The title would not be the only thing grafted from the ABC show. The Cosell version had a trio of performers known as the “Prime Time Players” – Bill Murray, Brian Doyle-Murray and Christopher Guest (all three would eventually go on to star on NBC’s SNL). To parody, Michaels named his new cast the “not-ready-for-prime-time players.”
A fan of Chicago’s The Second City improvisational comedy club, Michaels was already aware of Dan Aykroyd and Gilda Radner, who had appeared on the Second City TV broadcast out of the company’s Toronto wing. Enlisting their talents, Michaels then turned to the National Lampoon: Lemmings stage show from which he poached John Belushi (also of Second City) and Chevy Chase, along with Laraine Newman, Jane Curtin and Garrett Morris, with the addition of actor George Coe and head writer/performer Michael O’Donoghue.

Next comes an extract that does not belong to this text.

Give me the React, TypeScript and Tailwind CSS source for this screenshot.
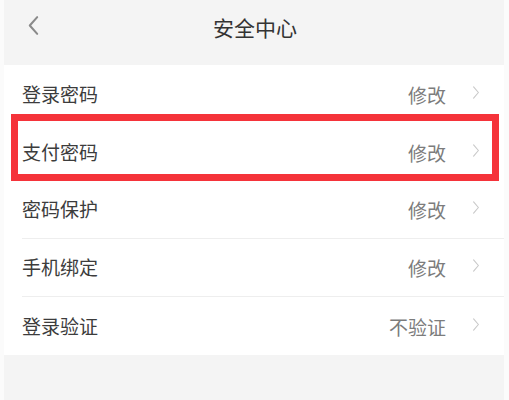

READ MORE: Bill Murray and Chevy Chase Had a Backstage Brawl at ‘Saturday Night Live’ and It Took Years for Them to Make Up
Michaels purposefully made the show look ‘run down’
The loose format of the show – cold opener, the “Live from New York: It’s Saturday Night” call out, opening monologue, sketches and musical performances – was in place, as were the players. The show would be broadcast from Studio 8-H at Rockefeller Center and stage and film designers Eugene and Franne Lee were tasked with coming up with the look, which remains similar to this day.
“The show looks a little run down and ragged,” Michaels told Rolling Stone. “That’s the look I wanted. Not terribly slick. It’s what New York was at that time and still is by and large. Deteriorated, run-down and loved because of it. … I went to the theater for a designer because I wanted a theatrical presentation.”
Over the first few seasons, Saturday Night Live not only succeeded, but it also thrived, drawing larger and larger ratings and bigger and bigger names from comedy, acting and music to host and perform. It has launched or helped elevate the careers of now-household names including Tina Fey, Eddie Murphy, Chris Farley, Will Ferrell, Amy Poehler, Adam Sandler, Chris Rock, Maya Rudolph and Kristen Wiig, to name very few.
READ MORE: Eddie Murphy Joined ‘Saturday Night Live’ as the Show Was Facing Cancellation. Then Ratings Began to Soar
Michaels thinks that future generations will put their own stamp on the show
Michaels has been at the helm of the show ever since, minus a five-year hiatus he took from 1980 to 1984 which saw him absent from the much-discussed and often-derided sixth season that was produced by Jean Doumanian.
At the time of SNL’s 40th-anniversary celebrations in 2015, Michaels said he hoped the show would continue for a long time, and that he had been joking for years that when it came to writing his own tombstone the word “uneven” would have to be used. Simply because that is the word reviewers constantly use in reference to the show’s hits and misses.
Perfection, he told The Hollywood Reporter, is not something you can achieve over 90 minutes of live television, but it’s those rare instances when it does that keep him, and audiences, tuning in on Saturday nights.
“We don’t do spectacle and don’t have much of a wide shot, so when you see somebody going into the lens and taking it to some level that you hadn’t seen even at the dress rehearsal, it’s a magical thing,” Michaels told THR. “I believe there is at least one or two of those in almost every show. But I tend to leave only seeing the mistakes or the things that didn’t quite work. Fortunately, at the end of the night, there is alcohol, and that takes away a lot of the mistakes, or at least makes you focus less on them. Then on Monday, you do it all again.”
SNL has been a television institution since 1975, but Michaels said that it wasn’t until the show’s 40th anniversary special that he believed the show was permanent.
“The idea of its permanence became solid for me at the 40th anniversary,” Michaels said according to Deadline. “That it was going to go on and another generation was going to take it on after I was done with it and that on some level, for better or worse, it was an institution and in order to keep it fresh, new people come into it and define it for their generation.”